From Gattaca to GINA: Use of genetic information in workplace is problematic

If there is one thing that is universal about the entertainment world, it’s that it makes us all feel inadequate. Yes, with the airbrushed photos and the digital editing techniques, the stars and starlets who grace the covers of magazines and show up on the big screen all seem to have something (or multiple things) that we regular folk just don’t. I’d even bet most of the beautiful people look better rolling out of bed in the morning than I do on my best day.   GeneticEngineering

It’s true that in certain ways we are not all created equal. Each of us has our own genetic make-up, which is little more than the pooling of the genes—both good and bad—from our parents, and their parents, and so on. The combination of these genes determines things like our height, athletic ability, and our predisposition to certain medical conditions such as cancer.

If you’ve ever wished to be a little bit taller or to be a baller—and if you got that Skee-Lo reference—you might remember the 1997 Sci-Fi drama Gattaca staring Ethan Hawke and Uma Thurman. The film depicts a society in which “improved” children are conceived through genetic manipulation, creating a society divided into two social classes—the “valids” and the “invalids”—based on each person’s DNA. The plot line follows the struggles of Vincent Freeman (played by Hawke) to overcome the imperfections of his natural birth and achieve his dream of becoming an astronaut. The film also shows the potential horrors of a dystopian society in which people are discriminated against based on their genetic makeup.

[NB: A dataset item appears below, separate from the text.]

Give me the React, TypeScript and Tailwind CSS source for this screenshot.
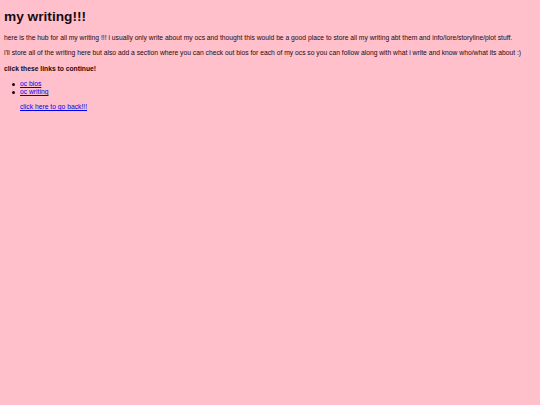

Eleven years after the release of Gattaca, Congress took steps to avoid life imitating art by passing the Genetic Information Nondiscrimination Act (GINA), which prohibits employers from requesting genetic information or making employment decisions based on an individual’s genetic information. GINA is the exception to the rule for laws of its kind in that in many ways it is ahead of its time. At the time of its enactment in 2008, and even still today, science has not reached the point to where employers readily have access to, or would know how to interpret, information relating to an employee or applicant’s genetic code.

But, for all of its far-flung, futuristic thinking, GINA also affects employer hiring practices in a very real and current way: family medical history. GINA strictly prohibits employers from requesting, receiving, or utilizing an individual’s family medical history in employment decisions. According to the Equal Employment Opportunity Commission (EEOC), family medical history is included in the list of impermissible information protected by GINA because it is often used to determine whether someone has an increased risk of getting a disease, disorder, or condition in the future. Other prohibited information requests include any question designed to elicit information about the manifestation of a disease or disorder in an individual’s family members as well as questions relating to an individual’s use of assisted reproductive technology or the individual’s participation in clinical research that includes genetic services by the individual or a family member of the individual.

Although GINA still only represents less than 1% of the total discrimination charges processed by the EEOC, the Commission is serious about enforcing GINA. No better example exists of the EEOC commitment than its recently announced settlement with a Corning, New York, nursing home operator over alleged GINA violations. In the underlying lawsuit, the EEOC alleged, among other things, that the nursing home operator requested family medical history as part of its post-offer, pre-employment medical exams of applicants—a clear no-no under GINA.

In the settlement, the nursing home operator agreed to pay a hefty sum in excess of $100,000 to resolve the GINA claims. It also agreed to revise its anti-discrimination policies to include specific references to genetic information discrimination, disability discrimination, and pregnancy discrimination laws, as well as to include a complaint and investigation procedure for employee complaints of discrimination. The employer will also provide anti-discrimination training to all of its employees.

In light of the EEOC’s enforcement activities, employers are advised to review their application and hiring procedures to identify and remove any potentially impermissible requests for information, including family medical history. Employers also should review their internal processes to ensure impermissible information is not being used as the basis for decisions relating to any aspects of employment, including hiring, firing, pay, job assignments, promotions, or the provision of other benefits such as health coverage. Failing to take these precautionary steps can result in the employer incurring substantial costs and expenses to defend against administrative enforcement actions by the EEOC and/or lawsuits brought by private litigants.